Carbon Black App Control (formerly Cb Protection)


How do Trusted Directories work and what are they used for?


App Control Server: All Supported Versions
App Control Agent: All Supported Versions


Trusted Directory usage is intended to augment the default deny capability of the App Control product.  It is intended to approve executable's in situations where a Custom Rule will not suffice to issue a Local Approval for a binary.  It is not intended as a way to catalogue the potential list of approved binaries used in an organization.  Large scale catalogue of hashes is already preserved on the server without using a Trusted Directory.  If a list of explicitly trusted binaries is desired, there are ways to obtain that using Custom Rules and reports on the App Control Server.
On an endpoint that crawls the Trusted Directory, the binaries in that Trusted Directory are actually catalogued twice:
  • Once to store in the Agent 's cache as an identified binary that resides on the local system.
  • Once as a trusted binary to report to the Server.  
The Agent must send each entry of a Trusted Directory to the Server as a report, and the Server must report that entry back to the Agent as a Hash Rule.

The information associated with a single cache entry, its hashes, metadata, approval state, discovery reason, etcetera can be upwards of 2 Kb of data.  The information to store the trusted binary report to the Server and the resulting Global Approval Rule can be upwards of 250 bytes.  This is reflected by the observation of the Trusted Directory crawler Agent on an endpoint, where it is consuming a large amount of Virtual Memory and has a total cache size (both database files and intermediate journaling files) that can be around the same size  With Agent tables of this size, query times drop to the level that cause a rise in contention.  As the Agent continues scanning entries from the Trusted Directory, it creates a large backlog of entries that add to the overall contention of the daemon.  The large memory consumption that results will further degrade performance as the process spends a large percentage of time page faulting. 
Even if the Trusted Directory Crawler Agent were able to scan an enormous amount of files (1 million files as an example) and report those to the Server; the implication is 250 Bytes x 1 million, or 250MB per endpoint minimum.

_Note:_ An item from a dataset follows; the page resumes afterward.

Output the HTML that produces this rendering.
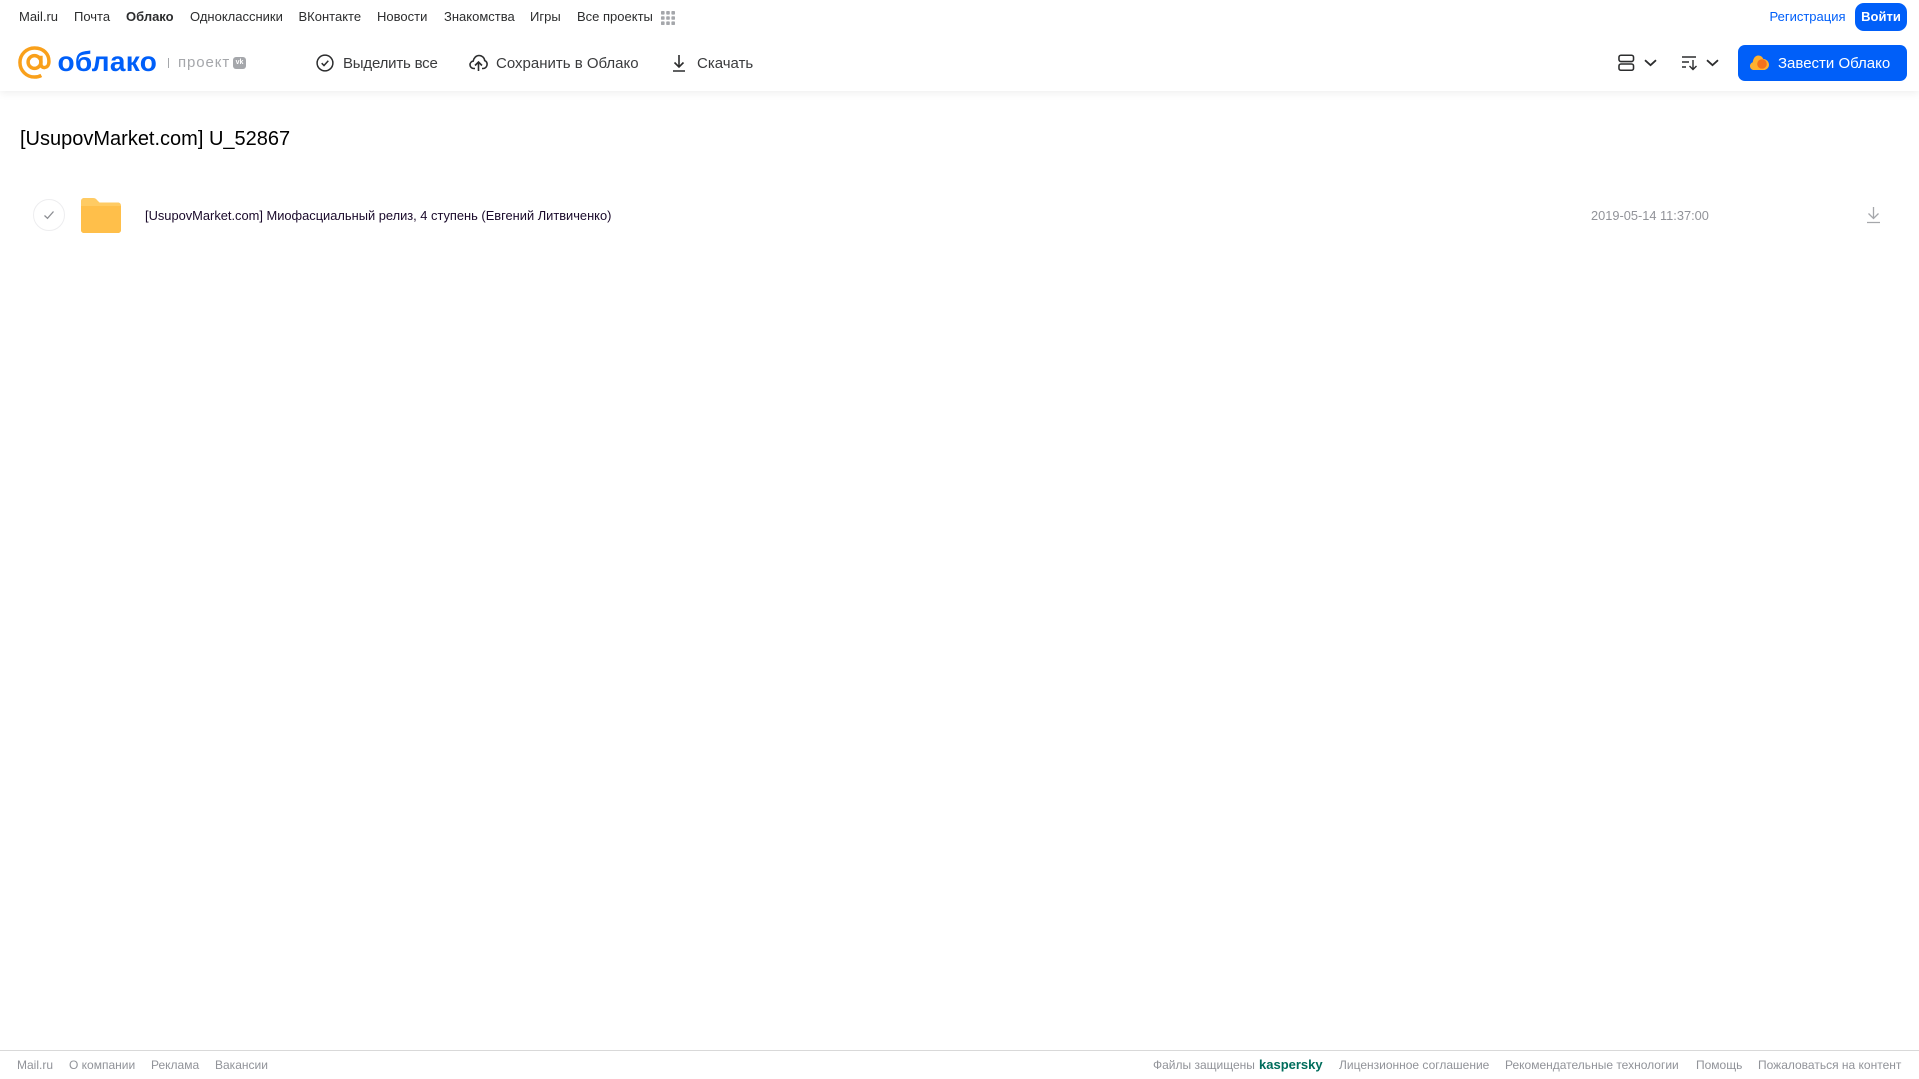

Just to store the Global Approval Rules.  This could cause performance problems in general for all endpoints connected to that Server.

Additional Information

  • WIM files tend to be extremely large, scanning them will consume an inordinate amount of Disk Space/CPU Usage.
  • If scanning/approving WIM files is required, reference Pg 174 of the User Guide discussing 'Enabling Trusted Directory Approval of WIM Files'
  • Trusted Directory will approve files in both "Visibility" and "Control" modes. It will however not function if the enforcement of the agent it resides on is set to "Disabled"
  • Trusted Directories can only be configured on "permanently attached fixed media"
  • A Windows Agent will not find executables for other operating systems as, "Interesting" and an Agent will need to be configured for each Operating System in use.